By Duy Cao, Rajah & Tann LCT Lawyers
Facing criticism from both foreign multinationals and domestic companies, Vietnam’s Ministry of Finance has proposed changes to controversial tax rules enacted last year that limit interest deductions for loans among related parties. The government is also reviewing a draft law on tax and transfer pricing administration.
Vietnam interest deduction limits
Decree No. 20/2017/ND-CP, enacted 24 February 2017 (Decree 20), limits deductions for related party total loan interest to 20% of total net profit generated from business activities plus loan interest and amortization costs arising in that period.
Save for credit institutions and insurance companies, this regulation applies to all taxpayers, local and foreign-invested, effective 1 May 2017.
It could be said that lawmakers are attempting to prevent the high interest rates that parent companies intentionally charge their subsidiaries to reduce profits and, accordingly, Vietnam taxes.
However, it cannot be said that the government is succeeding. The new regulation has caused confusion and created debate as to whether it should also apply to local enterprises.
In early 2018, enterprises such as EVN, Vinacomin, Vicem, and Lilama challenged the Ministry of Finance on the implementation of this regulation.
These taxpayers argue that limiting loan interest costs between related companies would harm enterprises and damage investment and business development because borrowing and re-lending activities between parent companies and their subsidiaries are common, legitimate, and a beneficial means of capital mobilization. As a result of these limits, legitimate profits of a company are reduced and additional capital expenses would be incurred.
Moreover, the companies have argued that there are circumstances in which there are specialized projects in which only the subsidiaries of a parent company with access to the necessary technology and knowledge can effectively execute.
To bypass the cap on loan interest costs, parent companies may need to assign projects to a third party, rendering the subsidiary redundant and significantly decreasing efficiency, productivity and profit, these companies argue.

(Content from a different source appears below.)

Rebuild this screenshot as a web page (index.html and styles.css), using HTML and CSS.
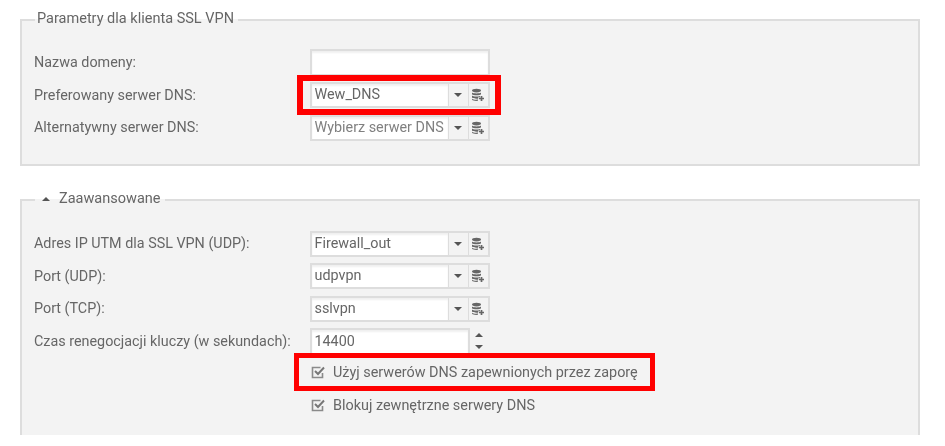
FILE: index.html
```html
<!DOCTYPE html>
<html lang="pl">
<head>
  <meta charset="UTF-8" />
  <title>Parametry dla klienta SSL VPN</title>
  <link rel="stylesheet" href="styles.css">
</head>
<body>
  <svg class="defs" width="0" height="0">
    <symbol id="db-add" viewBox="0 0 14 14">
      <ellipse cx="5.5" cy="2.6" rx="4.5" ry="1.8" fill="#666"/>
      <path d="M1 4.6c1 1.2 8 1.2 9 0v1.7c-1 1.3-8 1.3-9 0zM1 7.6c1 1.2 6 1.3 8 .4v1.2H7.2v1.5c-2.4.3-5.400-.1-6.200-1.100z" fill="#666"/>
      <path d="M1 10.700c1 1 4 1.200 6 .9v1.200c-2.500.3-5.200-.1-6-1z" fill="#666"/>
      <path d="M10.500 8v5M8 10.500h5" stroke="#666" stroke-width="1.700" fill="none"/>
    </symbol>
    <symbol id="check" viewBox="0 0 14 14">
      <path d="M11.500 8v4.500h-10v-10h8" stroke="#8a8a8a" stroke-width="1.600" fill="none"/>
      <path d="M4 6l3 3 6-6.500" stroke="#777" stroke-width="2" fill="none"/>
    </symbol>
  </svg>

  <main class="page">
    <fieldset class="panel panel-client">
      <legend>Parametry dla klienta SSL VPN</legend>
      <div class="row">
        <label>Nazwa domeny:</label>
        <input class="text-input" type="text" />
      </div>
      <div class="row">
        <label>Preferowany serwer DNS:</label>
        <div class="combo">
          <span class="combo-value">Wew_DNS</span>
          <span class="combo-btn"><i class="caret"></i></span>
          <span class="combo-btn"><svg class="db"><use href="#db-add"/></svg></span>
        </div>
        <span class="highlight highlight-dns"></span>
      </div>
      <div class="row">
        <label>Alternatywny serwer DNS:</label>
        <div class="combo">
          <span class="combo-value placeholder">Wybierz serwer DNS</span>
          <span class="combo-btn"><i class="caret"></i></span>
          <span class="combo-btn"><svg class="db"><use href="#db-add"/></svg></span>
        </div>
      </div>
    </fieldset>

    <fieldset class="panel panel-advanced">
      <legend><i class="caret caret-up"></i>Zaawansowane</legend>
      <div class="row">
        <label>Adres IP UTM dla SSL VPN (UDP):</label>
        <div class="combo">
          <span class="combo-value">Firewall_out</span>
          <span class="combo-btn"><i class="caret"></i></span>
          <span class="combo-btn"><svg class="db"><use href="#db-add"/></svg></span>
        </div>
      </div>
      <div class="row">
        <label>Port (UDP):</label>
        <div class="combo">
          <span class="combo-value">udpvpn</span>
          <span class="combo-btn"><i class="caret"></i></span>
          <span class="combo-btn"><svg class="db"><use href="#db-add"/></svg></span>
        </div>
      </div>
      <div class="row">
        <label>Port (TCP):</label>
        <div class="combo">
          <span class="combo-value">sslvpn</span>
          <span class="combo-btn"><i class="caret"></i></span>
          <span class="combo-btn"><svg class="db"><use href="#db-add"/></svg></span>
        </div>
      </div>
      <div class="row">
        <label>Czas renegocjacji kluczy (w sekundach):</label>
        <input class="text-input number-input" type="text" value="14400" />
        <span class="spinner"><i class="caret caret-up"></i><i class="caret"></i></span>
      </div>
      <div class="check-row check-first">
        <svg class="check"><use href="#check"/></svg>
        <span>Użyj serwerów DNS zapewnionych przez zaporę</span>
        <span class="highlight highlight-check"></span>
      </div>
      <div class="check-row">
        <svg class="check"><use href="#check"/></svg>
        <span>Blokuj zewnętrzne serwery DNS</span>
      </div>
    </fieldset>
  </main>
</body>
</html>
```

FILE: styles.css
```css
* { box-sizing: border-box; }
html, body { margin: 0; height: 446px; overflow: hidden; background: #fff; }
body { font-family: Roboto, sans-serif; font-size: 14.350px; color: #666; }
.defs { position: absolute; }
.page { width: 900px; margin-left: 20px; padding-top: 12px; filter: blur(0.45px); }

.panel { margin: 0; padding: 21.500px 12px 0 12px; min-width: 0; border: 2px solid #ddd; background: #f3f3f3; }
.panel legend { margin-left: 1px; padding: 0 4px 2px 2px; line-height: 14px; font-size: 14.500px; }
.panel-client { height: 154px; }
.panel-advanced { height: 243px; margin-top: 26px; padding-top: 22.500px; border-bottom: none; }

.row { position: relative; display: flex; align-items: center; height: 26px; margin-bottom: 6.500px; }
.row label { width: 275.500px; flex: none; }

.text-input { width: 180px; height: 27px; padding: 0 3px; border: 2px solid #ddd; background: #fff; font: inherit; color: #666; outline: none; box-shadow: inset 0 2px 2px #f0f0f0; }
.number-input { width: 160px; }

.combo { display: flex; width: 180px; height: 26px; border: 2px solid #ddd; background: #f3f3f3; }
.combo-value { flex: 1; min-width: 0; padding: 0 3px; line-height: 22px; background: #fff; white-space: nowrap; overflow: hidden; box-shadow: inset 0 2px 2px #f0f0f0; }
.placeholder { color: #808080; }
.combo-btn { display: flex; align-items: center; justify-content: center; width: 20px; flex: none; border-left: 1px solid #ddd; }

.caret { display: block; width: 0; height: 0; border-left: 4px solid transparent; border-right: 4px solid transparent; border-top: 4px solid #555; }
.caret-up { border-top: none; border-bottom: 4px solid #555; }
.db { width: 14px; height: 14px; }

.spinner { display: flex; flex-direction: column; gap: 8px; margin-left: 5px; }

.check-row { position: relative; display: flex; align-items: center; gap: 8px; height: 20px; margin-left: 275px; margin-bottom: 13px; padding-left: 2px; font-size: 14.400px; }
.check-first { margin-top: 8px; }
.check { width: 14px; height: 14px; flex: none; }

legend .caret { display: inline-block; margin: 0 9px 2px 5px; }

.highlight { position: absolute; border: 6px solid #f00; }
.highlight-dns { left: -12px; top: -7px; width: 204px; height: 40px; margin-left: 275px; }
.highlight-check { left: -15px; top: -9px; width: 361px; height: 38px; border-width: 5px; }
```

Further, the major local enterprises argue that Decree 20 has only “scratched the surface” of foreign enterprise tax avoidance while domestic enterprises have been caught in the crosshairs of these new transfer pricing regulations.
Course for correction?
In light of the recent challenges, the Ministry of Finance has proposed changes to Decree 20. The decree was discussed by the National Assembly on November 8, 2018, and amendments are expected to me issued in 2019.
Although there are not yet any official proposed changes publicized, it is expected that the interest deduction limits would only apply to taxpayers that are foreign-invested companies in Vietnam.
Transfer pricing administration
Notably, a draft law on tax and transfer pricing administration is also now being consulted and is expected to be submitted for National Assembly approval with a tentative effective date from 2020.
This draft intends to regulate taxation of related party transactions. Numerous issues in Decree 20 are also elaborated upon in the draft law.
The amendments include clearer guidance addressing the tax declaration requirement, related party pricing, and related party transactions. The reporting obligations of the parent company are also addressed. The general principles of the Decree 20 are also reaffirmed.
Notably, the new draft provides the tax authorities with authority to review the compliance of taxpayers in declaring and determining the prices of related transactions on the principle of “substance-over-form” with the purpose of preventing transfer of profits through transfer pricing, tax avoidance, and tax evasion.